Wie auch immer, der Kapitalismus ist nicht per se "fortschrittsfeindlich" (im Sinne von "hemmt die Weiter-/Entwicklung von Technik"). Unglaublich viel Technik wäre ohne den Kapitalismus nie entwickelt worden, nicht einmal die Eisenbahn. Auf der anderen Seite gilt knallhart: Im Kapitalismus wird Technik nicht eingesetzt, weil man sie hat, sondern nur, wenn sich das lohnt.

Falsch, mittlerweile sind die Produktionskapazitäten so hoch, dass in vielen Bereichen die Lebensdauer der Produkte künstlich begrenzt werden, damit noch genügend Produkte abgesetzt werden können. Das fing mit dem Glühbirnenkartell und Glühbirnen, die nur lächerliche 1500 Stunden eingeschaltet überstehen, an (obwohl Glühbirnen mit 100000 Stunden und mehr Brenndauer technisch leicht möglich wären), und endet bei Waschmaschinen mit billigen Kunststoffaufhängungen für die Trommel oder elektrischen Zahnbürsten mit Kunststoffzahnrädern, die schlicht nach kurzer Zeit so abgenutzt sind, dass das Gerät zum Totalschaden wird.

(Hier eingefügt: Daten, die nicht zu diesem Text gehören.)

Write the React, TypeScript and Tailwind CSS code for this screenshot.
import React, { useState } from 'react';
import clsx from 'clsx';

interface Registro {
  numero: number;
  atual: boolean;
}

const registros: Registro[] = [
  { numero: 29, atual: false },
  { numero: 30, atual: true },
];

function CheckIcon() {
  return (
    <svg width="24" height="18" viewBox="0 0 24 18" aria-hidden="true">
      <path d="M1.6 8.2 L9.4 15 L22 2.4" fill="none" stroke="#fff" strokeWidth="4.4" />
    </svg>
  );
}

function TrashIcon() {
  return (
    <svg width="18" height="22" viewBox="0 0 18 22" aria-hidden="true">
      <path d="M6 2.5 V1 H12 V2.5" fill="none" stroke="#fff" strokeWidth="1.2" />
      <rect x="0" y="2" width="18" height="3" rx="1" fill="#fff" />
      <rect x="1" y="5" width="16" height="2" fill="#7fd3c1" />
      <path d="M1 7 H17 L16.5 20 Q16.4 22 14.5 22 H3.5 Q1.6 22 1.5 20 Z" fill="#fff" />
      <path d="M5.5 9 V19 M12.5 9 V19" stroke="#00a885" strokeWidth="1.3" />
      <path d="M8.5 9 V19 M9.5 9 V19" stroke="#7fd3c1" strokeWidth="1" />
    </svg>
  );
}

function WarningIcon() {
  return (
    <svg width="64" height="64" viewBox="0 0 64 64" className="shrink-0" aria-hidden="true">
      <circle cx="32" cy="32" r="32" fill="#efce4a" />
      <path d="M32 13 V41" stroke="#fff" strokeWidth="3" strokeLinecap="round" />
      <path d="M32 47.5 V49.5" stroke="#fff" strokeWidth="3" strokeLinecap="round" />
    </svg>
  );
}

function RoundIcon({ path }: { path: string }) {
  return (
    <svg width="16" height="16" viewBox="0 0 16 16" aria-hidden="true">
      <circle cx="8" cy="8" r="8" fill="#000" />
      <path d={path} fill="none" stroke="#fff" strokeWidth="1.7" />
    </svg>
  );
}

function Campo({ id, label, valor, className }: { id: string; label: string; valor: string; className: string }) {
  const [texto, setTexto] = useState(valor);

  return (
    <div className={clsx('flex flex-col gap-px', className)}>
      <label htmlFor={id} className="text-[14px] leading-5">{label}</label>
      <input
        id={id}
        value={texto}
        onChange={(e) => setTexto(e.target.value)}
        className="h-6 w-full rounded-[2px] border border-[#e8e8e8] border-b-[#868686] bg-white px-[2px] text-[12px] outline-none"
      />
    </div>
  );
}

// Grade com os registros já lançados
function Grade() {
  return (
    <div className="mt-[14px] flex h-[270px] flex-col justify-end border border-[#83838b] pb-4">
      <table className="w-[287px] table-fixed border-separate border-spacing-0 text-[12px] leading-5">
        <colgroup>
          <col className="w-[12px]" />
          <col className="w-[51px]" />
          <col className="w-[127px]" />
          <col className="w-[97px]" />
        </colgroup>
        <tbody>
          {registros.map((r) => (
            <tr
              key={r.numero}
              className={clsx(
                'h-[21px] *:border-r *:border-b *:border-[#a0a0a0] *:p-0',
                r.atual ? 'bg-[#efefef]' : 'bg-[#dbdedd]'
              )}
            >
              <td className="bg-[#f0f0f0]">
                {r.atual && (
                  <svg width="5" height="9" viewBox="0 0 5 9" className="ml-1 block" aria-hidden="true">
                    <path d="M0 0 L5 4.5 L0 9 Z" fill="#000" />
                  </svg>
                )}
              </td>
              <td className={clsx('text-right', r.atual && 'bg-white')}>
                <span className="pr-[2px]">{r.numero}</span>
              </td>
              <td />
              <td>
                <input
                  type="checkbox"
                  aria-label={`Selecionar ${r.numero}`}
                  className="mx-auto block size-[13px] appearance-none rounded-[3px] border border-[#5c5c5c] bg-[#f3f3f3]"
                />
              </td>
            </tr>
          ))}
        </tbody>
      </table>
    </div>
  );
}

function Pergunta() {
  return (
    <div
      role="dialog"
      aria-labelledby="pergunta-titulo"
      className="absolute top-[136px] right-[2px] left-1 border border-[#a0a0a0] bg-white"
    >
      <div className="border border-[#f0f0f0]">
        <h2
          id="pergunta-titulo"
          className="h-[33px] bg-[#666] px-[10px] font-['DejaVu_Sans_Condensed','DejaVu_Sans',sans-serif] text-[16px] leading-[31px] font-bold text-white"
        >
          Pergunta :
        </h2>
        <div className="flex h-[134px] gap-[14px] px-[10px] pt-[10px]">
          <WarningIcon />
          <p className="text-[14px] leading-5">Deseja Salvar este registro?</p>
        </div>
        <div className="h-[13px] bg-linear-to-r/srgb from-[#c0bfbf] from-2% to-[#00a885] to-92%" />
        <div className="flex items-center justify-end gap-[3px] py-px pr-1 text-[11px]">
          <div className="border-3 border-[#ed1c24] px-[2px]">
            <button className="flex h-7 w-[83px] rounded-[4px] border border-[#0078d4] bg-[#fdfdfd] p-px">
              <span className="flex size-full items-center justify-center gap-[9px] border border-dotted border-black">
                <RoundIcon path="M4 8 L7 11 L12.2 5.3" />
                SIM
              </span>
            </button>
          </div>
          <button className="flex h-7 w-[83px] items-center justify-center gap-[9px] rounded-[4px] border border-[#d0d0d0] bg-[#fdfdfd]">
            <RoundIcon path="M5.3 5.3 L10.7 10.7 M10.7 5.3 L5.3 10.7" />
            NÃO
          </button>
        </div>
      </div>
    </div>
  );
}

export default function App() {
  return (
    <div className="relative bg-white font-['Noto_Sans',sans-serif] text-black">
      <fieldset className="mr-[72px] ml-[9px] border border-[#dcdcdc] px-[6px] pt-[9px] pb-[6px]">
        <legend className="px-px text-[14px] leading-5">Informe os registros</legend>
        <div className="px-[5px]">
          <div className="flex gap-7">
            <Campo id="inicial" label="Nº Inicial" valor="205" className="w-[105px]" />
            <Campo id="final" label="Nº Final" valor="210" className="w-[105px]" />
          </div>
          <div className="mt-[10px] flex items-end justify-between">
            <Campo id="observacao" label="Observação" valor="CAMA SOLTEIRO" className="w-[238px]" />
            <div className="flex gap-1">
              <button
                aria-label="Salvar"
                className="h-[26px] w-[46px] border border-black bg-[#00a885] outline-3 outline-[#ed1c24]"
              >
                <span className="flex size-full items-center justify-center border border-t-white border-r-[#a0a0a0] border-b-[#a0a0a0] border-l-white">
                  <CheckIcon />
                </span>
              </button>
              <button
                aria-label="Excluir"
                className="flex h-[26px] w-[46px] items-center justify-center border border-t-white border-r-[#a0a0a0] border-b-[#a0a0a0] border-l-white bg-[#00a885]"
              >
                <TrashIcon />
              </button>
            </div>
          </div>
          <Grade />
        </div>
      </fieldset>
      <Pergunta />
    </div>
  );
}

Alternativ hätte man natürlich auch leicht haltbarere Aufhängungen oder Zahnräder verbauen können, die Produktionskosten hätte das nur minimal beeinflusst, die Lebensdauer wäre dann aber für den Geschmack des Herstellers zu hoch.
Man baut also bewusst technisch minderwertige Produkte, weil man von diesen mehr verkaufen kann und im Kapitalismus nur letzteres zählt.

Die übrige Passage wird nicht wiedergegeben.